Des Français comme les autres

Camping à la ferme, de Jean-Pierre Sinapi (sortie à Paris le 29 juin)

Publié le 27 juin 2005 Lecture : 2 minutes.

« Je veux être le premier représentant des banlieues à l’Assemblée nationale », avait déclaré, dit-on, le sociologue chercheur au CNRS Azouz Begag lors d’un déjeuner privé organisé par le chef du gouvernement français Alain Juppé il y a quelques années. L’ancien gamin des quartiers défavorisés de la périphérie de Lyon a fait mieux en fin de compte, devenant non pas député mais carrément ministre : il a été nommé au début du mois de juin délégué à la Promotion de l’égalité des chances dans le gouvernement de Dominique
de Villepin.
Quel rapport avec le cinéma ? C’est le tout nouveau pensionnaire des palais de la République française qui le précisait lui-même dans une interview accordée au quotidien Libération au lendemain de sa nomination : « Mon programme tient dans mon film Camping à la ferme qui sort fin juin dans les salles. C’est l’histoire d’une rencontre entre six jeunes de la cité du Val-Fourré, envoyés à la campagne en période probatoire, et les habitants d’un village. Les uns comme les autres sont bourrés de préjugés, qu’ils vont peu à peu surmonter. »
Azouz Begag se vante un peu. Il n’est pas le réalisateur de Camping à la ferme, tourné par Jean-Pierre Sinapi, auteur de petits films remarqués ces dernières années (Nationale 7 et surtout Vivre me tue). Et s’il a écrit le « scénario original » du film en question, le scénario final est signé du cinéaste et de son collaborateur Daniel Tonachella. Quant au programme que décrirait le film, disons qu’au-delà du message plutôt convenu sur les bienfaits des rencontres entre jeunes et moins jeunes et entre personnes d’origines sociales fort différentes (marginaux des cités et paysans des campagnes), il n’apparaît pas vraiment évident.
Ce récit de l’envoi à la campagne, sous la responsabilité d’un éducateur plein de bonne volonté et passablement roublard (joué par Roschdy Zem), de six petits délinquants condamnés à des travaux d’intérêt général pour leur éviter la prison n’est pas trop ennuyeux.
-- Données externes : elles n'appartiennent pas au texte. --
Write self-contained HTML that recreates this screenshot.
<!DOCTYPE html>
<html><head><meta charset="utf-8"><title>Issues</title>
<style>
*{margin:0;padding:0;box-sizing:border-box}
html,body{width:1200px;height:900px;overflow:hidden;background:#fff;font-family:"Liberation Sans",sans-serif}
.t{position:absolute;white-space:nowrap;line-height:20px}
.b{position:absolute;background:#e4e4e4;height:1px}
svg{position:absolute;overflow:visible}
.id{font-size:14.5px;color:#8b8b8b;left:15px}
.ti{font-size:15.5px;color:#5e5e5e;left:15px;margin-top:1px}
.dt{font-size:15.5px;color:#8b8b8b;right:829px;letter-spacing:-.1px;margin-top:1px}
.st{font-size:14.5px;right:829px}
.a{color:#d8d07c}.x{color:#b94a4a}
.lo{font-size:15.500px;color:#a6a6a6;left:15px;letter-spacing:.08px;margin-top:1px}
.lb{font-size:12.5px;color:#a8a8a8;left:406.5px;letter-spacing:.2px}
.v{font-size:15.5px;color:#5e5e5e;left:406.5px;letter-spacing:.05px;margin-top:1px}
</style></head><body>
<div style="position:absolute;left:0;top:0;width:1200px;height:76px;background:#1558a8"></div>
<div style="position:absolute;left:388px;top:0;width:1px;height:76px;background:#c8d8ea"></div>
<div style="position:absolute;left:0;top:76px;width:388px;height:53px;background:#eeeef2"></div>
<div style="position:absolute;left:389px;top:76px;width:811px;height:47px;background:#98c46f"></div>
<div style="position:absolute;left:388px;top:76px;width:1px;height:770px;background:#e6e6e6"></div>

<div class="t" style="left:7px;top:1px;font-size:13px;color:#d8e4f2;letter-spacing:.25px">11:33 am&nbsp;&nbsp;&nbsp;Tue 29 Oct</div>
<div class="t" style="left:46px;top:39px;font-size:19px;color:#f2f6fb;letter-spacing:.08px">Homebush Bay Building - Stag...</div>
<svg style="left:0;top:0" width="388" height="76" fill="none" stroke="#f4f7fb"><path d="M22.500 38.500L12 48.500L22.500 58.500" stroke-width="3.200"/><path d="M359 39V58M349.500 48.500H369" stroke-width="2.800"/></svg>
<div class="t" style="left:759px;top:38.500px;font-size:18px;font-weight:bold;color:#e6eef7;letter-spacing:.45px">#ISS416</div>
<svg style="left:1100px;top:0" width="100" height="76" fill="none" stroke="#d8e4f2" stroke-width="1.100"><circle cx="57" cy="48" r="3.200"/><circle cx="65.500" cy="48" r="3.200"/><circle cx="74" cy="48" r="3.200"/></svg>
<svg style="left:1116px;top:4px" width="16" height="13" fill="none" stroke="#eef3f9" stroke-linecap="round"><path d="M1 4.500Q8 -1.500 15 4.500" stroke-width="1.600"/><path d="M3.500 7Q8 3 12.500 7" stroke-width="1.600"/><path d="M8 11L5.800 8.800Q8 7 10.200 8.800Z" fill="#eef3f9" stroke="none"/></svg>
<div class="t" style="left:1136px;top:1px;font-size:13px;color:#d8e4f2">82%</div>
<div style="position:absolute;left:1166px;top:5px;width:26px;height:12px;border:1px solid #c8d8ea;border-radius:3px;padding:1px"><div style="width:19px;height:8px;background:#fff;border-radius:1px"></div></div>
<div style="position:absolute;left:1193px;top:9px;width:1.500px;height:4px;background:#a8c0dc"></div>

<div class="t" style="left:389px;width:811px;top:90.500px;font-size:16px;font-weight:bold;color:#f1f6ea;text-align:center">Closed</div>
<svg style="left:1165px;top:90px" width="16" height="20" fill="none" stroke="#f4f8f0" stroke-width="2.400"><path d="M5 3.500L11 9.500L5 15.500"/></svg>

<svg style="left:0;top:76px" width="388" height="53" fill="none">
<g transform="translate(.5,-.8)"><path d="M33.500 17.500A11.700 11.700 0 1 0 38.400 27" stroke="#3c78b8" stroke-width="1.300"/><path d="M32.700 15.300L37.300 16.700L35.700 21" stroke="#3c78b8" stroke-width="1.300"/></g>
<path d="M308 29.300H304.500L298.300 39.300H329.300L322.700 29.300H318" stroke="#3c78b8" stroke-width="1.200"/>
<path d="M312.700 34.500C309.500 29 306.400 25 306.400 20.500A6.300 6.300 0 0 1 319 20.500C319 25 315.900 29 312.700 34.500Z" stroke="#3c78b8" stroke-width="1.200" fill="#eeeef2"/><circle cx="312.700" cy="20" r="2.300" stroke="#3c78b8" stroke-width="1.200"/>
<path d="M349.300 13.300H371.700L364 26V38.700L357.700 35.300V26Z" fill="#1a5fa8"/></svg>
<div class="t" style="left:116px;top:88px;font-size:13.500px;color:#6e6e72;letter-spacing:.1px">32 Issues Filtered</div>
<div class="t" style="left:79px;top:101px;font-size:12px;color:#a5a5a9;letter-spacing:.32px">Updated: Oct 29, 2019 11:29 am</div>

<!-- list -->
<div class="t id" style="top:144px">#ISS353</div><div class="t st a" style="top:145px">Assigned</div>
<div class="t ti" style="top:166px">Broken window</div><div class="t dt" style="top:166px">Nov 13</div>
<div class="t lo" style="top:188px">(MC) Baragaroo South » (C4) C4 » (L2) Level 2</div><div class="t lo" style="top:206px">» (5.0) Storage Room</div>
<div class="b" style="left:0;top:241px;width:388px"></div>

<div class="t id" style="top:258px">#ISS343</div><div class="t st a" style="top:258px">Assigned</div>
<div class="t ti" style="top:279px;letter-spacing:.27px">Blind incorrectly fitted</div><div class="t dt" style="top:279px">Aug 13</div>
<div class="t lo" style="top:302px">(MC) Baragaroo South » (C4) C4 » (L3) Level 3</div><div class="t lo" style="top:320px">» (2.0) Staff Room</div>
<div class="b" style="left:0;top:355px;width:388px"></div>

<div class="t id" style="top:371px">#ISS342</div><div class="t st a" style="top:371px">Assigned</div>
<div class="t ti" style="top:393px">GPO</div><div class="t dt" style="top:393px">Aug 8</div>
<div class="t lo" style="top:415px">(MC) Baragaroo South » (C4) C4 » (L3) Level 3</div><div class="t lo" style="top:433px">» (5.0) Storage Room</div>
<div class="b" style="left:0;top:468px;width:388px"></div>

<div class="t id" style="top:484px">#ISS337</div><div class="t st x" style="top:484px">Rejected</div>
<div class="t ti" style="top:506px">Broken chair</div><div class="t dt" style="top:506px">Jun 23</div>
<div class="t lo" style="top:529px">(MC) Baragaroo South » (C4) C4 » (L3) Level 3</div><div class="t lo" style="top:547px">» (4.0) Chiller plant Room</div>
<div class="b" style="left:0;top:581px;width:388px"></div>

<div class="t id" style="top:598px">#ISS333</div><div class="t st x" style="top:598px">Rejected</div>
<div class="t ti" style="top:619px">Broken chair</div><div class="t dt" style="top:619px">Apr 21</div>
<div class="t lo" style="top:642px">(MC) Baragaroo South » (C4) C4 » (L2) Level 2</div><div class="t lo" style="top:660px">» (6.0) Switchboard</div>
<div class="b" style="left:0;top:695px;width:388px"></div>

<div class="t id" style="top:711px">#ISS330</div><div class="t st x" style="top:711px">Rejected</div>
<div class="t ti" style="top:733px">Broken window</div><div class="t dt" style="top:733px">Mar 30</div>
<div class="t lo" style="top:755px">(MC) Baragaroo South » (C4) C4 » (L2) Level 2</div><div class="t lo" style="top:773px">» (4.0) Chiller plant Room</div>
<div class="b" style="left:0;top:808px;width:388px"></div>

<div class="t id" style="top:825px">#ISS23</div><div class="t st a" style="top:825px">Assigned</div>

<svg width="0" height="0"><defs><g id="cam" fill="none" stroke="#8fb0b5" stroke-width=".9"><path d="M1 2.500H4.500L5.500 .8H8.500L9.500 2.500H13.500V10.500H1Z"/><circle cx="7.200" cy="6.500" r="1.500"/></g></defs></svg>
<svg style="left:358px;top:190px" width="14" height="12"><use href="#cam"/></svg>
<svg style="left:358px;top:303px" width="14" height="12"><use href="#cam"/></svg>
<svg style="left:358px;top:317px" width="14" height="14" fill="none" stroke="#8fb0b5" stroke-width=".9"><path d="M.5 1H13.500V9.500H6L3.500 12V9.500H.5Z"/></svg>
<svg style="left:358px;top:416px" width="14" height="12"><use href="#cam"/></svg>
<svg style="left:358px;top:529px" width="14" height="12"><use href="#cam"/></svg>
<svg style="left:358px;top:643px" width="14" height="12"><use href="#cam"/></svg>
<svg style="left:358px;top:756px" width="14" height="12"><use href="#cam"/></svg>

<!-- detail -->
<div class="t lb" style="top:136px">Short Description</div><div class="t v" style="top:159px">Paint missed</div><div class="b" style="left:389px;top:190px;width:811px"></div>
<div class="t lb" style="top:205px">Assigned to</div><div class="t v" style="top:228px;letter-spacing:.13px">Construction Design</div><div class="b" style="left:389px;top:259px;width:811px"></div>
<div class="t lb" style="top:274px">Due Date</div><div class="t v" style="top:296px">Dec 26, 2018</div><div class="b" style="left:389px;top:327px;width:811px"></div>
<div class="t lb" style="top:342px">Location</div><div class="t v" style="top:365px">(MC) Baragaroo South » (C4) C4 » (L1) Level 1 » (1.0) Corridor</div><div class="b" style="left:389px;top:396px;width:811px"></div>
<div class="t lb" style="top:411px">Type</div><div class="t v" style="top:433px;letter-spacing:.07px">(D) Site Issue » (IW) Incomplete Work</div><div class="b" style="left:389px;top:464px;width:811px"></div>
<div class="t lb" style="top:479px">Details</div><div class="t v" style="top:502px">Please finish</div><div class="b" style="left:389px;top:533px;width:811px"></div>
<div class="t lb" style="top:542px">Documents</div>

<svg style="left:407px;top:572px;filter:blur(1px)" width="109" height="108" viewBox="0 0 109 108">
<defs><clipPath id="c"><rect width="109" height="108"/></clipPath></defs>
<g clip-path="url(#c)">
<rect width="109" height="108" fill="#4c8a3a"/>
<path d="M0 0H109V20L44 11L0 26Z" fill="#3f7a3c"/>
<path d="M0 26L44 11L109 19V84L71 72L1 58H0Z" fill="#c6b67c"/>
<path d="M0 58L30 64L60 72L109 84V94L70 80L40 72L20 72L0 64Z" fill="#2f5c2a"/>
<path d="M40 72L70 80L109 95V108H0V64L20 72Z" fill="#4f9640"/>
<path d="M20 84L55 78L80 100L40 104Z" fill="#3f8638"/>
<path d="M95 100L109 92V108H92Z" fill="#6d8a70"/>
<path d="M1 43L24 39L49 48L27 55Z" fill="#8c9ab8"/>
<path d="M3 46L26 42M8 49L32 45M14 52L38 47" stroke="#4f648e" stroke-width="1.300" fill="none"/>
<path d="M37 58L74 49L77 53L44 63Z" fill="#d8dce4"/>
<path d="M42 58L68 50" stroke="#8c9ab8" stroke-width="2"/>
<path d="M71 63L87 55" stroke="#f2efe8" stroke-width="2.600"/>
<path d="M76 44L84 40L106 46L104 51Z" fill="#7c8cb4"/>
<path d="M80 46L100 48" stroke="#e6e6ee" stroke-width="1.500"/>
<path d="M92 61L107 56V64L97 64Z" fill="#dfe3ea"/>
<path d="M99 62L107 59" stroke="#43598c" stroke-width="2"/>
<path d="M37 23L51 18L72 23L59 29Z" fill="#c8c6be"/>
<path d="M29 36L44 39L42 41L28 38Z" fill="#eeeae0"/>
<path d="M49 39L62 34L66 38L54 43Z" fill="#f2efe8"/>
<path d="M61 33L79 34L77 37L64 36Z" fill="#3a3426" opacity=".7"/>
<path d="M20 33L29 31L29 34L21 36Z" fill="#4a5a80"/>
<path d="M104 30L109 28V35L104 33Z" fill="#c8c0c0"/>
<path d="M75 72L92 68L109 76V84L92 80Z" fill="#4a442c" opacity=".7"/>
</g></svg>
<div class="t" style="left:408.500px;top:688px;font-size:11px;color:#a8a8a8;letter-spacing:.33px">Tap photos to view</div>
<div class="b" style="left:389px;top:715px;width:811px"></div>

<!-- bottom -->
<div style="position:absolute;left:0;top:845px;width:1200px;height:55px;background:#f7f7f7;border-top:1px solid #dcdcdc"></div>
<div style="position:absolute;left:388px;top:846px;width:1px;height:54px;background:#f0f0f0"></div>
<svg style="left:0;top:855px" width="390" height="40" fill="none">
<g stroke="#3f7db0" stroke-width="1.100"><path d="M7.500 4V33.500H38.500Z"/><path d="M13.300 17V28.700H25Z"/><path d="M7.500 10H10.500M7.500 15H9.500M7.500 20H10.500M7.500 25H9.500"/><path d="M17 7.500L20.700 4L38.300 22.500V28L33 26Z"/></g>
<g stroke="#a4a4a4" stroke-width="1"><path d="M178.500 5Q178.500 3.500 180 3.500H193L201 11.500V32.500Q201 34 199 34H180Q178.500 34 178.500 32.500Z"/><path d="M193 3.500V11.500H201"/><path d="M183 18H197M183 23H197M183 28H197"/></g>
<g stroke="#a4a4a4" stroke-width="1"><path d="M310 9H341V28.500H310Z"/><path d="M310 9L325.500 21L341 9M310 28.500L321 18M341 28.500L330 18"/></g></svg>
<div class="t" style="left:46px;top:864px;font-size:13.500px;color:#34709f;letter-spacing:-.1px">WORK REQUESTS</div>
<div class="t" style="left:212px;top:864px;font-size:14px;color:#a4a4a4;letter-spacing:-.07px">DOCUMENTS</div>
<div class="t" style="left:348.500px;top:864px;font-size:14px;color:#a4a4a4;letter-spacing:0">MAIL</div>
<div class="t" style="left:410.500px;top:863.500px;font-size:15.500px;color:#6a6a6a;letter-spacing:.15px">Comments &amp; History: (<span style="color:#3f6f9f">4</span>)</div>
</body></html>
Car il permet de mettre en scène des situations cocasses et paradoxales qui maintiennent souvent l’intérêt. Et nous permet de suivre avec sympathie le parcours « rédempteur » de ces post-adolescents dans un milieu a priori volontiers xénophobe et qui leur est totalement étranger. Mais pour que ce film soit réussi, avec sa volonté de « démontrer » que les enfants d’émigrés « sont des Français comme les autres », sinon véritablement instructif quant à la question de l’intégration, cheval de bataille d’Azouz Begag, il aurait fallu qu’il propose des personnages moins stéréotypés. Et des péripéties moins attendues.
Après le triomphe du très subtil film d’Abdellatif Kechiche L’Esquive (voir J.A.I. n° 2304), on pouvait supposer que s’imposerait un autre regard sur les banlieues françaises et leur population de jeunes, puisqu’il a été démontré qu’on pouvait en parler loin de toutes les caricatures et avec une empathie dénuée de tout paternalisme. Camping à la ferme, sans être indigne, laisse à penser qu’il s’agissait, hélas ! d’une exception heureuse. Dommage.